Lu met Edward sometime in early 1919 at a dance held every Saturday by the  Society Women of La Jolla (California) for "the boys" stationed at Camp Kearny who were in training for WWI. Lu's father, Richard Ela Lord, and mother, Ida May Butler, permitted Lu and her older sister Pearl to attend one of these dances which were usually held on the cement tennis court at the Community Center. The night they attended was cold and rainy so the dance was moved to the small Community Hall. Pearl had met a soldier there and introduced his friend to Lu. It was Edward, standing behind his friend, hesitantly, shyly, with a tentative smile on his face. Lu remembers thinking, he was not a bad looking soldier, then that he was cute! Lu's sister, Pearl, asked Lu to show Edward how to dance since he didn't know how. Lu remembers that Edward's eyes followed Pearl as she and her soldier made their way to the dance floor, thinking he wasn't interested in her as the substitute dance teacher. So she started out by asking him some questions and found out that he was from New York City. That conversation continued until Pearl returned and the dance lesson never happened.

After several months of Edward coming to see Lu, he proposed while they were sitting on a cot on Lu's front porch overlooking the Pacific Ocean's coastline.  They were watching ships silhouetted against a beautiful sunset sky when Edward put his arm around Lu's shoulder and said, "I don't know how to do this, but will you marry me?"  Lu didn't answer for a while, listening to Edward's plans to get a little house to live in and how he would be good to her.  He kissed her, as Lu remembers it was not an earth-shattering kiss, but enough so that she finally managed to say, "Yes."


Camp Kearny @1919
Lu later wrote about the days leading up to their marriage in her anecdotal book, My Grandma Dotes, that it took two tries to get it done because, in their hurry to marry, they went to the Justice of the Peace office on a Saturday only to find that it wasn't open.  So they had to wait until Monday. Lu returned that Saturday to her trundle bed at her parent's house behind their grocery store at 1006 Prospect Road in La Jolla, California, and Edward returned to his bunk at Camp Kearny. 

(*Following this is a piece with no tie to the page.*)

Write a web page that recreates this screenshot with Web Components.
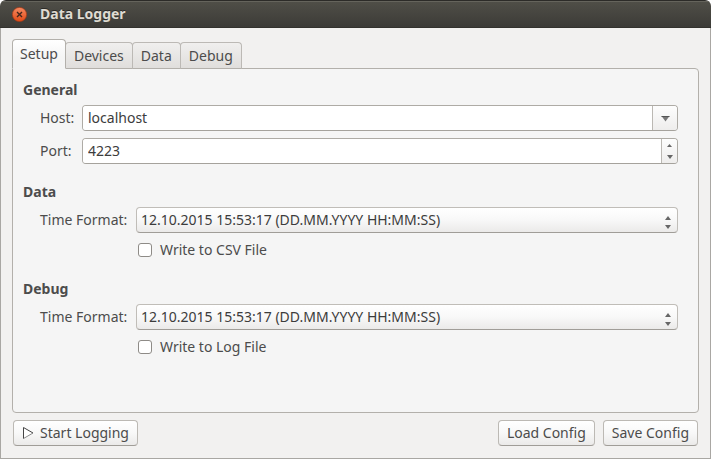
<!DOCTYPE html>
<html lang="en">
<head>
<meta charset="utf-8">
<title>Data Logger</title>
<style>
html, body { margin: 0; background: #fff; }
body { font: 14px/20px "Noto Sans", "Open Sans", sans-serif; color: #4c4c4c; }
</style>
</head>
<body>
<app-window caption="Data Logger">
  <tab-view>
    <tab-button slot="tabs" selected>Setup</tab-button>
    <tab-button slot="tabs">Devices</tab-button>
    <tab-button slot="tabs">Data</tab-button>
    <tab-button slot="tabs">Debug</tab-button>
    <form-section heading="General" style="--label-width: 42px">
      <combo-field value="localhost">Host:</combo-field>
      <spin-field value="4223">Port:</spin-field>
    </form-section>
    <form-section heading="Data">
      <select-field option="12.10.2015 15:53:17 (DD.MM.YYYY HH:MM:SS)">Time Format:</select-field>
      <check-field>Write to CSV File</check-field>
    </form-section>
    <form-section heading="Debug">
      <select-field option="12.10.2015 15:53:17 (DD.MM.YYYY HH:MM:SS)">Time Format:</select-field>
      <check-field>Write to Log File</check-field>
    </form-section>
  </tab-view>
  <push-button slot="start">
    <svg slot="icon" width="12" height="14" viewBox="0 0 12 14" aria-hidden="true"><path d="M1.5 1.5V12.5L11 7Z" fill="#fff"/><path d="M1.5 12.5L11 7" fill="none" stroke="#8c8c8c"/><path d="M1.5 12.5V1.5L11 7" fill="none" stroke="#444"/></svg>Start Logging</push-button>
  <push-button slot="end">Load Config</push-button>
  <push-button slot="end">Save Config</push-button>
</app-window>
<script>
const define = (name, html, setup) => {
  const template = document.createElement('template');
  template.innerHTML = '<style>*{box-sizing:border-box}button,input,select{font:inherit;color:inherit;margin:0}</style>' + html;
  customElements.define(name, class extends HTMLElement {
    constructor() {
      super();
      this.attachShadow({ mode: 'open' }).append(template.content.cloneNode(true));
    }
    connectedCallback() { if (setup) setup(this, this.shadowRoot); }
  });
};

const fieldStyle = `
  :host { display: flex; align-items: center; }
  label { flex: none; width: var(--label-width, 96px); white-space: nowrap; }
  .box { flex: 1; min-width: 0; display: flex; height: 26px; margin-bottom: -1px; border: 1px solid #aeaba5; border-bottom-color: #a5a29c; border-radius: 4px; background: #fff; overflow: hidden; }
  input { flex: 1; min-width: 0; border: 0; padding: 0 5px; background: #fff; color: #3c3c3c; outline: 0; }
  .box button { border: 0; border-left: 1px solid #bbb8b3; padding: 0; background: linear-gradient(#fdfdfd, #eeedec); display: flex; align-items: center; justify-content: center; }`;

define('app-window', `<style>
  :host { display: flex; flex-direction: column; min-height: 100vh; box-sizing: border-box; background: #f2f1f0; border-radius: 6px 6px 0 0; overflow: hidden; }
  header { display: flex; align-items: center; gap: 13px; height: 28px; padding: 0 12px; background: linear-gradient(#504f48, #3c3b37); border-top: 1px solid #2c2b28; border-bottom: 1px solid #33322e; box-shadow: inset 0 1px #65645c; color: #dfdbd2; }
  h1 { margin: 0; font-size: 14px; line-height: 20px; font-weight: 700; text-shadow: 0 -1px #2b2a27; }
  .close { width: 15px; height: 15px; padding: 0; border: 0; border-radius: 50%; background: none; display: flex; }
  main { flex: 1; display: flex; flex-direction: column; padding: 11px 11px 12px; border: 1px solid #a9a7a3; border-top: 0; }
  footer { display: flex; justify-content: space-between; padding: 7px 1px 0; }
  .group { display: flex; gap: 8px; }
</style>
<header><button class="close" aria-label="Close"><svg width="15" height="15" viewBox="0 0 15 15"><defs><linearGradient id="g" x2="0" y2="1"><stop stop-color="#f58a62"/><stop offset="1" stop-color="#e14a16"/></linearGradient></defs><circle cx="7.5" cy="7.5" r="7.1" fill="url(#g)" stroke="#a93a14" stroke-width=".7"/><path d="M5 5l5 5M10 5l-5 5" stroke="#43271d" stroke-width="1.4"/></svg></button><h1></h1></header>
<main><slot></slot><footer><div class="group"><slot name="start"></slot></div><div class="group"><slot name="end"></slot></div></footer></main>`,
(el, root) => { root.querySelector('h1').textContent = el.getAttribute('caption'); });

define('tab-view', `<style>
  :host { flex: 1; display: flex; flex-direction: column; }
  nav { display: flex; align-items: flex-end; margin-bottom: -1px; position: relative; }
  section { flex: 1; display: flex; flex-direction: column; gap: 19px; padding: 11px 20px 11px 10px; border: 1px solid #b3b0ab; border-radius: 0 4px 4px 4px; background: #f5f5f5; }
</style><nav role="tablist"><slot name="tabs"></slot></nav><section><slot></slot></section>`);

define('tab-button', `<style>
  :host { display: block; margin-left: -1px; }
  :host([selected]) { margin-left: 0; position: relative; z-index: 1; }
  button { display: block; height: 27px; padding: 0 8px; border: 1px solid #bcb9b5; border-bottom-color: #b3b0ab; border-radius: 4px 4px 0 0; background: linear-gradient(#f0efee, #e0dedc); line-height: 24px; }
  :host([selected]) button { height: 30px; padding: 0 7px; background: linear-gradient(#fff, #f5f5f5 60%); border-color: #b3b0ab; border-bottom-color: #f5f5f5; line-height: 26px; }
</style><button role="tab"><slot></slot></button>`,
(el, root) => root.querySelector('button').setAttribute('aria-selected', el.hasAttribute('selected')));

define('form-section', `<style>
  :host { display: block; }
  h2 { margin: 0 0 5px; font-size: 14px; line-height: 20px; font-weight: 700; }
  .rows { display: flex; flex-direction: column; gap: 8px; padding-left: 17px; }
</style><h2></h2><div class="rows"><slot></slot></div>`,
(el, root) => { root.querySelector('h2').textContent = el.getAttribute('heading'); });

define('combo-field', `<style>${fieldStyle} .box button { width: 25px; }</style>
<label for="f"><slot></slot></label><div class="box"><input id="f"><button aria-label="Show hosts"><svg width="9" height="7" viewBox="0 0 9 7"><path d="M.5 1h8L4.5 6.500Z" fill="#777"/><path d="M.5 1.500h8" stroke="#555"/></svg></button></div>`,
(el, root) => { root.querySelector('input').value = el.getAttribute('value'); });

define('spin-field', `<style>${fieldStyle}
  .steps { width: 16px; display: flex; flex-direction: column; border-left: 1px solid #bbb8b3; background: linear-gradient(#fdfdfd, #eeedec); }
  .box .steps button { flex: 1; border: 0; background: none; }
</style>
<label for="f"><slot></slot></label><div class="box"><input id="f" inputmode="numeric"><div class="steps"><button aria-label="Increase"><svg width="5" height="3" viewBox="0 0 5 3"><path d="M0 3L2.500 0L5 3Z" fill="#666"/></svg></button><button aria-label="Decrease"><svg width="6" height="4" viewBox="0 0 6 4"><path d="M0 0h6L3 4Z" fill="#666"/></svg></button></div></div>`,
(el, root) => { root.querySelector('input').value = el.getAttribute('value'); });

define('select-field', `<style>${fieldStyle}
  .box { background: linear-gradient(#fff, #f8f8f8 50%, #ebeae9); align-items: center; padding-right: 6px; display: grid; grid-template-columns: 1fr 6px; border-color: #c0bdb8; border-bottom-color: #a09d98; }
  select { grid-area: 1 / 1 / 2 / 3; appearance: none; width: 100%; height: 24px; border: 0; padding: 0 12px 0 4px; background: none; color: #3c3c3c; outline: 0; }
  svg { grid-area: 1 / 2; margin-top: 4px; pointer-events: none; }
</style>
<label for="f"><slot></slot></label><div class="box"><select id="f"></select><svg width="6" height="13" viewBox="0 0 6 13"><path d="M0 4L3 0L6 4ZM0 9h6L3 13Z" fill="#666"/></svg></div>`,
(el, root) => root.querySelector('select').add(new Option(el.getAttribute('option'))));

define('check-field', `<style>
  :host { display: flex; padding-left: 98px; }
  label { display: flex; align-items: center; gap: 8px; height: 20px; }
  input { appearance: none; width: 14px; height: 14px; border: 1px solid #8e8b87; border-radius: 3px; background: #fff; }
  input:checked { background: #f07746; }
</style><label><input type="checkbox"><span><slot></slot></span></label>`);

define('push-button', `<style>
  :host { display: block; }
  button { display: flex; align-items: center; gap: 6px; height: 26px; padding: 0 8px; border: 1px solid #bcb9b4; border-bottom-color: #a09d98; border-radius: 4px; background: linear-gradient(#fff, #f8f8f8 50%, #ebeae9); white-space: nowrap; }
</style><button><slot name="icon"></slot><span><slot></slot></span></button>`);
</script>
</body>
</html>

Lu's father, Richard, offered to take them to San Diego on Monday because he had to get some groceries for his store anyway. Lu's mother, Ida, also went with them and after the ceremony the newlyweds were dropped off at the house Edward had rented in La Jolla. She sometimes referred to herself as the farmer's daughter who married a guy from New York City.

Looking back, Lu stated that a civil marriage was alright with her, that she had no ambitions to have a big, fancy wedding, in fact, that she was afraid to, being too shy. Edward was raised Catholic and told her that they couldn't get married by a Catholic Priest unless she became a Catholic. As a self-described militant Methodist, she would not become a Catholic, having lived her life to that point without the benefit of a Catholic Priest. Edward told her that although the Catholic Church would allow him to be married in a civil ceremony, he would be living in sin if he did so. Lu noted that although it didn't really seem to bother him at the time, the matter rose up again several years later and nearly wrecked their marriage.

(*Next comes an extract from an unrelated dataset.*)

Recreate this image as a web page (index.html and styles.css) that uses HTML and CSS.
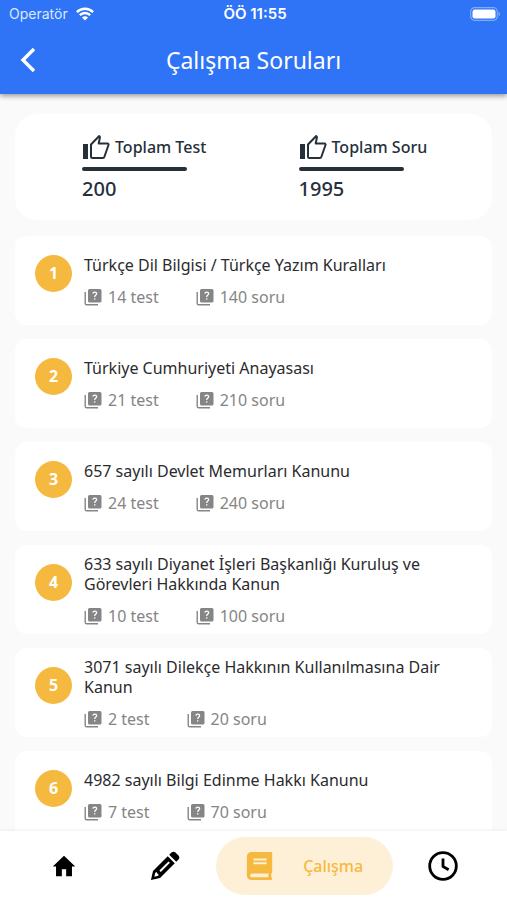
FILE: index.html
```html
<!DOCTYPE html>
<html lang="tr">
<head>
<meta charset="utf-8">
<meta name="viewport" content="width=device-width, initial-scale=1">
<title>Çalışma Soruları</title>
<link rel="stylesheet" href="styles.css">
</head>
<body>
<svg class="sprite" aria-hidden="true">
  <symbol id="quiz" viewBox="0 0 18 18">
    <path d="M1.2 4v11.2c0 1 .6 1.6 1.6 1.6H14" fill="none" stroke="currentColor" stroke-width="1.4"/>
    <path fill="currentColor" fill-rule="evenodd" d="M5.500 1h10.500a1.500 1.500 0 0 1 1.500 1.500v10.500a1.500 1.500 0 0 1-1.500 1.500H5.500A1.500 1.500 0 0 1 4 13V2.500A1.500 1.500 0 0 1 5.500 1z"/>
    <path d="M8.900 5.600c.2-2.200 3.800-2 3.700.1 0 1.300-1.900 1.500-1.900 3.200" fill="none" stroke="#fff" stroke-width="1.300"/>
    <path d="M10 10.200h1.400v1.400H10z" fill="#fff"/>
  </symbol>
  <symbol id="thumb" viewBox="0 0 28 26">
    <path d="M1 10h5v15H1z" fill="currentColor"/>
    <path d="M9 10.500 17.200 2l.8 1-1.300 6.500h8.800c.8 0 1.300.7 1 1.500l-4.200 12c-.2.600-.7 1-1.300 1H10.500c-.8 0-1.500-.7-1.500-1.500z" fill="none" stroke="currentColor" stroke-width="2" stroke-linejoin="round"/>
  </symbol>
</svg>
<header class="header">
  <div class="status">
    <span class="carrier">Operatör
      <svg class="wifi" viewBox="0 0 18 14" aria-hidden="true"><g fill="none" stroke="#fff" stroke-width="2.400"><path d="M.9 5.100c4.600-4.500 11.600-4.500 16.200 0"/><path d="M3.800 8.100c3-2.900 7.400-2.900 10.400 0"/></g><path d="M6 10.400c1.700-1.600 4.300-1.600 6 0l-3 3.100z" fill="#fff"/></svg>
    </span>
    <span class="time">ÖÖ 11:55</span>
    <svg class="battery" viewBox="0 0 31 14" aria-hidden="true"><rect x=".7" y=".7" width="26.600" height="12.600" rx="4" fill="none" stroke="#fff" stroke-opacity=".4" stroke-width="1.200"/><rect x="2.500" y="2.500" width="23" height="9" rx="2.300" fill="#fff"/><path d="M28.700 4.800c1.800.8 1.800 3.600 0 4.400z" fill="#fff" fill-opacity=".45"/></svg>
  </div>
  <div class="bar">
    <button class="back" type="button" aria-label="Geri"><svg viewBox="0 0 16 26" aria-hidden="true"><path d="M14 2 3 13l11 11" fill="none" stroke="#fff" stroke-width="3.400"/></svg></button>
    <h1 class="heading">Çalışma Soruları</h1>
  </div>
</header>
<main class="content">
  <section class="stats">
    <div class="stat"><h2 class="stat-label"><svg aria-hidden="true"><use href="#thumb"/></svg>Toplam Test</h2><div class="rule"></div><p class="stat-value">200</p></div>
    <div class="stat"><h2 class="stat-label"><svg aria-hidden="true"><use href="#thumb"/></svg>Toplam Soru</h2><div class="rule"></div><p class="stat-value">1995</p></div>
  </section>
  <ol class="list">
    <li class="card"><span class="number">1</span><div class="info"><h3 class="title">Türkçe Dil Bilgisi / Türkçe Yazım Kuralları</h3><div class="meta"><span><svg aria-hidden="true"><use href="#quiz"/></svg>14 test</span><span><svg aria-hidden="true"><use href="#quiz"/></svg>140 soru</span></div></div></li>
    <li class="card"><span class="number">2</span><div class="info"><h3 class="title">Türkiye Cumhuriyeti Anayasası</h3><div class="meta"><span><svg aria-hidden="true"><use href="#quiz"/></svg>21 test</span><span><svg aria-hidden="true"><use href="#quiz"/></svg>210 soru</span></div></div></li>
    <li class="card"><span class="number">3</span><div class="info"><h3 class="title">657 sayılı Devlet Memurları Kanunu</h3><div class="meta"><span><svg aria-hidden="true"><use href="#quiz"/></svg>24 test</span><span><svg aria-hidden="true"><use href="#quiz"/></svg>240 soru</span></div></div></li>
    <li class="card"><span class="number">4</span><div class="info"><h3 class="title">633 sayılı Diyanet İşleri Başkanlığı Kuruluş ve Görevleri Hakkında Kanun</h3><div class="meta"><span><svg aria-hidden="true"><use href="#quiz"/></svg>10 test</span><span><svg aria-hidden="true"><use href="#quiz"/></svg>100 soru</span></div></div></li>
    <li class="card"><span class="number">5</span><div class="info"><h3 class="title">3071 sayılı Dilekçe Hakkının Kullanılmasına Dair Kanun</h3><div class="meta"><span><svg aria-hidden="true"><use href="#quiz"/></svg>2 test</span><span><svg aria-hidden="true"><use href="#quiz"/></svg>20 soru</span></div></div></li>
    <li class="card"><span class="number">6</span><div class="info"><h3 class="title">4982 sayılı Bilgi Edinme Hakkı Kanunu</h3><div class="meta"><span><svg aria-hidden="true"><use href="#quiz"/></svg>7 test</span><span><svg aria-hidden="true"><use href="#quiz"/></svg>70 soru</span></div></div></li>
  </ol>
</main>
<nav class="nav">
  <a class="tab" href="#" aria-label="Ana sayfa"><svg viewBox="0 0 32 32" aria-hidden="true"><path d="M16 5 4 16.500h3.500v10.300h6.200v-7.300h4.600v7.300h6.200V16.500H28z"/></svg></a>
  <a class="tab" href="#" aria-label="Testler"><svg viewBox="0 0 32 32" aria-hidden="true"><path fill-rule="evenodd" d="M1 31 3.200 21.300 18.900 5.600l7.500 7.500L10.700 28.800zM5.600 23.200l-1 4.200 4.200-1 .2-2.200-1.500-.2-.1-1.500zM10 20.800l1.500 1.500L21.200 12.600l-1.500-1.500z"/><path d="m20.500 4 2.400-2.400c1.200-1.200 3-1.200 4.200 0l3.300 3.300c1.200 1.200 1.200 3 0 4.200L28 11.500z"/></svg></a>
  <a class="tab active" href="#" aria-current="page"><svg viewBox="0 0 32 32" aria-hidden="true"><path fill-rule="evenodd" d="M7 1h20.500a1.500 1.500 0 0 1 1.500 1.500v20c0 .7-.4 1.200-1 1.400v4.200c.6.200 1 .7 1 1.300 0 .9-.6 1.600-1.500 1.600H7a5 5 0 0 1-5-5V6a5 5 0 0 1 5-5zm2 7v2h14V8zm0 4v2h14v-2zM7.500 24a2 2 0 0 0 0 4H25v-4z"/></svg><span>Çalışma</span></a>
  <a class="tab" href="#" aria-label="Geçmiş"><svg viewBox="0 0 32 32" aria-hidden="true"><circle cx="16" cy="16" r="14.200" fill="none" stroke="#000" stroke-width="3"/><path d="M16 8v8.500l6 3.500" fill="none" stroke="#000" stroke-width="3"/></svg></a>
</nav>
</body>
</html>
```
FILE: styles.css
```css
* { box-sizing: border-box; }
body {
  margin: 0;
  height: 100vh;
  display: flex;
  flex-direction: column;
  background: #fafafa;
  color: #2b2b2e;
  font-family: "Noto Sans", sans-serif;
}
h1, h2, h3, p, ol { margin: 0; padding: 0; }
.sprite { display: none; }

.header {
  flex: none;
  background: #2f74f6;
  color: #fff;
  box-shadow: 0 2px 5px rgba(0, 0, 0, .4);
  z-index: 1;
}
.status {
  display: grid;
  grid-template-columns: 1fr auto 1fr;
  align-items: center;
  height: 27px;
  padding: 0 6px 0 9px;
  font: 14px/20px Inter, sans-serif;
}
.carrier { display: flex; align-items: center; gap: 8px; color: #dce8ff; }
.wifi { width: 18px; height: 14px; }
.time { font-size: 15px; font-weight: 600; }
.battery { width: 31px; height: 14px; justify-self: end; }
.bar {
  display: grid;
  grid-template-columns: 48px 1fr 48px;
  align-items: center;
  height: 67px;
  padding: 0 4px 2px;
}
.back {
  width: 32px;
  height: 40px;
  padding: 0;
  border: 0;
  background: none;
  justify-self: center;
}
.back svg { width: 16px; height: 26px; display: block; margin: auto; }
.heading { font-size: 23px; line-height: 32px; font-weight: 400; text-align: center; }

.content { flex: 1; min-height: 0; overflow: hidden; padding: 20px 15px 0; }
.stats {
  display: grid;
  grid-template-columns: 1fr 1fr;
  padding: 17px 22px 18px;
  background: #fff;
  border-radius: 22px;
  color: #26303b;
}
.stat { padding-left: 45px; }
.stat-label {
  display: flex;
  align-items: center;
  gap: 5px;
  height: 32px;
  font-size: 16px;
  font-weight: 500;
  white-space: nowrap;
}
.stat-label svg { width: 28px; height: 26px; flex: none; }
.rule { width: 105px; height: 4px; margin-top: 4px; border-radius: 2px; background: #26303b; }
.stat-value { margin-top: 5px; font-size: 20px; line-height: 26px; font-weight: 500; }

.list { display: grid; gap: 14px; margin-top: 16px; list-style: none; }
.card {
  display: flex;
  gap: 12px;
  min-height: 89px;
  padding: 1px 20px 0;
  background: #fff;
  border-radius: 12px;
}
.number {
  flex: none;
  width: 37px;
  height: 37px;
  margin-top: 18px;
  border-radius: 50%;
  background: #f5b93f;
  color: #fff;
  font-size: 16px;
  line-height: 37px;
  font-weight: 700;
  text-align: center;
}
.info { flex: 1; display: flex; flex-direction: column; justify-content: center; gap: 12px; }
.title { font-size: 16px; line-height: 20px; font-weight: 400; }
.meta { display: flex; gap: 37px; color: #858585; font-size: 16px; line-height: 20px; }
.meta span { display: flex; align-items: center; gap: 6px; }
.meta svg { width: 18px; height: 18px; }

.nav {
  flex: none;
  display: flex;
  align-items: center;
  height: 69px;
  padding: 0 13px;
  background: #fff;
  box-shadow: 0 -1px 3px rgba(0, 0, 0, .06);
}
.tab {
  flex: 1;
  display: flex;
  align-items: center;
  justify-content: center;
  height: 58px;
  text-decoration: none;
}
.tab svg { width: 30px; height: 30px; }
.tab.active {
  flex: none;
  width: 177px;
  gap: 28px;
  border-radius: 29px;
  background: #fdf0d6;
  color: #f5b93f;
  fill: #f5b93f;
  font-size: 16px;
  font-weight: 500;
}
```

In My Grandma Dotes' story "Pretending" Lu reminisced about Edward never calling her by a pet name which was pretty popular in the romance novels she read. She later wrote, "Oh, I rather like being called a pet name. Would it hurt if he were to call me dear or darling, once in a while? But he didn't believe in them so he didn't call me any of them.  But somewhere in those early years, he started calling me "Lukes." Was that a pet name?" 

Pictured to the left are Lu and Edward walking down a street in San Francisco in 1941.  Don't they look like a very fashion-conscious, even proud couple? 

One of Lu's recollections of their marriage was that it was filled with kind and thoughtful things Edward did for her and gave to her. "He opened every door for me. I mean, literally, opened every door for me when we were out." She went on to say, "he never, I mean never, forgot a birthday, a wedding anniversary, a Christmas, a Valentine Day, an Easter, a Mother's Day. Even when we were so broke it was pathetic, he gave me a gift."

Afterthoughts:
1.  I appreciate that my grandmother documented her life story by writing My Grandma Dotes. Self-written, -typed and -published while in her 90's, it gives us all quite an insight into her own thoughts and questions about life as she experienced it, such as when she met grandpa for the first time. How many of you have documented your life for future generations to read? Does your family know the story of when you met your spouse, the love of your life, your soulmate, your significant other, or anyone else who has stuck with you through all of life's trials and tribulations? Grandma knew that her parents, Richard Ela Lord from Toolesboro, Iowa, and Ida May Butler from New Boston, Illinois, living just across the Mississippi River from each other, also met at a dance around 1882-1883. Did grandma realize that she met her future husband under the same circumstances as her parents? Did her parents realize the coincidence?

2.  I remember those big, fancy Valentine candy boxes which Grandpa gave to Gran every year. I think she even kept quite a few of them over the years because I remember finding some in her bedroom one time. What do you remember about things that Gran and Grandpa gave as presents to each other?

3.  When I married Charles "Beaver" Curo in October of 1969, we were married not by a Justice of the Peace but at the very small Wedding Bell Chapel in the Hillcrest area of San Diego. Very similar to grandma and grandpa, the only people in attendance were my dad, Clarence Stewart, and Beaver's mom, Edith Curo. So unprepared were we, that Beaver used his mom's ring to slip on my finger but it was too big and fell right off. Our small wedding took place just weeks short of grandma and grandpa's 50th Anniversary and we recently celebrated our 50th Wedding Anniversary.